Enter the year 2020. The 1619 Project is painting a picture of America as fundamentally oppressive and racist. In May 2020, the tragic and unjustified killing of George Floyd by a white police officer occurs. Black Lives Matter, an organization founded in 2013, begins to grow at a rapid pace. Black Lives Matter, a grassroots movement, gathers momentum as well. BLM, however, is not one entity. It is two different things with the same name. One is a movement and one is an organization.
The Black Lives Matter movement says something that we all can and should support, that the lives of black people have worth and value.

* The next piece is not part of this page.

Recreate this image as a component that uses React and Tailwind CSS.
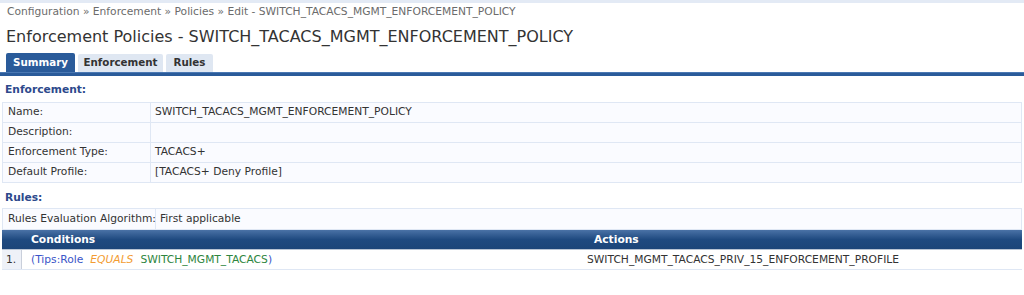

The Black Lives Matter organization says the same thing. But it also says a lot of other things that are hard to support. All three of the founders have made claims of being “trained Marxists.” One need simply to read their statement of beliefs to see a worldview rooted in Marxism and Critical Theory. The founders’ beliefs are no longer listed on their website, but you can find an archived version of their beliefs page here.
The tension between the movement and the organization has been immobilizing for many people. If I have a Kingdom worldview, I should not align myself with an organization that is founded in opposition to that worldview. BLM is one such organization.
However, if I am against the organization, I run the risk of seeming like I am against the movement. But if I say I’m for the movement, it seems like I am also for the organization. Those with a Kingdom or non-CT worldview are put in a no-win situation.
CRT and its proponents, including the Black Lives Matter organization, want us to agree with them that America is oppressive and has always been oppressive. The only way to fix it is to tear it down to the studs and rebuild. If we don’t agree, we are either racist ourselves or are attempting to perpetuate the oppression of minoritized groups.
Critical (race) theorists would have us believe that racism and oppression are just as prevalent today as they were in 1619. Why? Because they believe the foundation that supports the Western world, specifically America, is oppression. They would argue that it always has been and always will be, until we overthrow the system and remake it.